_TO BE DONE_.
Transcribe the material word for word, but without the images.
+ + +
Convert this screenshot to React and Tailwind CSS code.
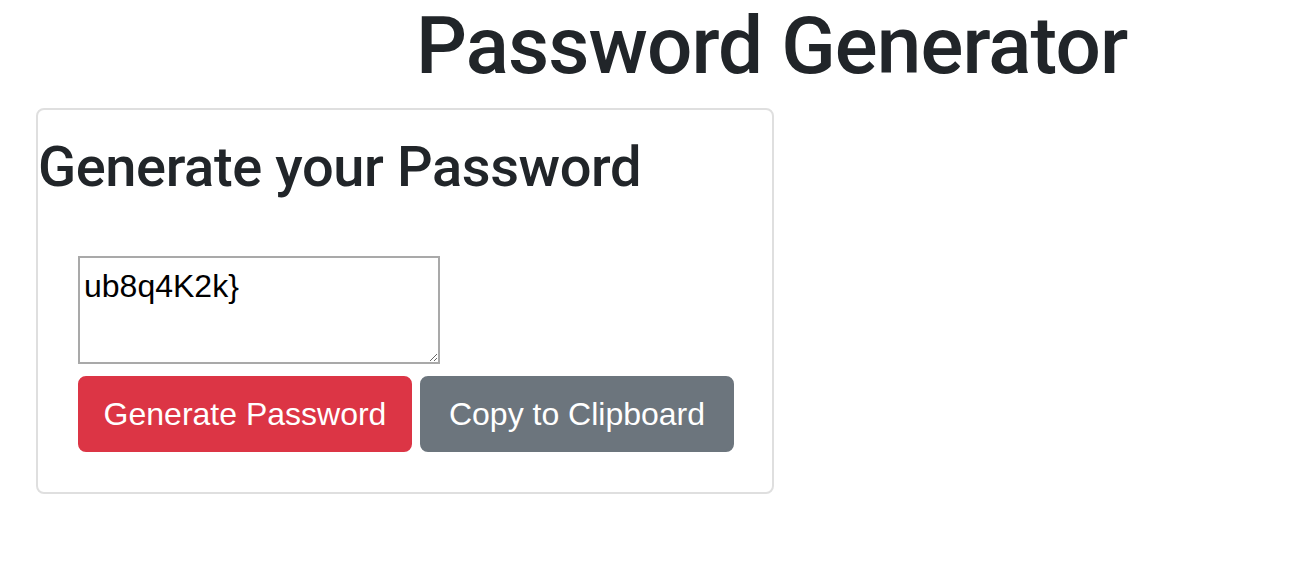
import React, { useState } from 'react';

const App = () => {
  const [password] = useState('ub8q4K2k}');

  return (
    <div className="min-h-[588px] bg-white text-[#212529] font-['Liberation_Sans',Arial,sans-serif]">
      <h1 className="pl-[416px] font-['Roboto',Arial,sans-serif] text-[80px] leading-[92px] font-medium tracking-[-0.9px] mb-[16px] whitespace-nowrap">
        Password Generator
      </h1>

      <div className="ml-[36px] w-[738px] border-2 border-[#dfdfdf] rounded-[8px]">
        <h2 className="mt-[24px] font-['Roboto',Arial,sans-serif] text-[56px] leading-[67px] font-medium tracking-[-0.4px] whitespace-nowrap">
          Generate your Password
        </h2>

        <div className="px-[40px] pt-[55px] pb-[40px] flex flex-col items-start">
          <textarea
            readOnly
            value={password}
            className="block w-[362px] h-[108px] border-2 border-[#a9a9a9] p-[4px] text-[32px] leading-normal text-black font-['Liberation_Sans',Arial,sans-serif] outline-none"
          />
          <div className="mt-[12px] flex gap-2 whitespace-nowrap">
            <button className="shrink-0 w-[334px] h-[76px] flex items-center justify-center border-2 border-[#dc3545] bg-[#dc3545] text-white text-[32px] leading-[48px] rounded-[8px]">
              Generate Password
            </button>
            <button className="shrink-0 w-[314px] h-[76px] flex items-center justify-center border-2 border-[#6c757d] bg-[#6c757d] text-white text-[32px] leading-[48px] rounded-[8px]">
              Copy to Clipboard
            </button>
          </div>
        </div>
      </div>
    </div>
  );
};

export default App;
+ + +
_TASK ANSWER_.
Convert this screenshot to React and Tailwind CSS code.
import React, { useState } from 'react';

const App = () => {
  const [password] = useState('ub8q4K2k}');

  return (
    <div className="min-h-[588px] bg-white text-[#212529] font-['Liberation_Sans',Arial,sans-serif]">
      <h1 className="pl-[416px] font-['Roboto',Arial,sans-serif] text-[80px] leading-[92px] font-medium tracking-[-0.9px] mb-[16px] whitespace-nowrap">
        Password Generator
      </h1>

      <div className="ml-[36px] w-[738px] border-2 border-[#dfdfdf] rounded-[8px]">
        <h2 className="mt-[24px] font-['Roboto',Arial,sans-serif] text-[56px] leading-[67px] font-medium tracking-[-0.4px] whitespace-nowrap">
          Generate your Password
        </h2>

        <div className="px-[40px] pt-[55px] pb-[40px] flex flex-col items-start">
          <textarea
            readOnly
            value={password}
            className="block w-[362px] h-[108px] border-2 border-[#a9a9a9] p-[4px] text-[32px] leading-normal text-black font-['Liberation_Sans',Arial,sans-serif] outline-none"
          />
          <div className="mt-[12px] flex gap-2 whitespace-nowrap">
            <button className="shrink-0 w-[334px] h-[76px] flex items-center justify-center border-2 border-[#dc3545] bg-[#dc3545] text-white text-[32px] leading-[48px] rounded-[8px]">
              Generate Password
            </button>
            <button className="shrink-0 w-[314px] h-[76px] flex items-center justify-center border-2 border-[#6c757d] bg-[#6c757d] text-white text-[32px] leading-[48px] rounded-[8px]">
              Copy to Clipboard
            </button>
          </div>
        </div>
      </div>
    </div>
  );
};

export default App;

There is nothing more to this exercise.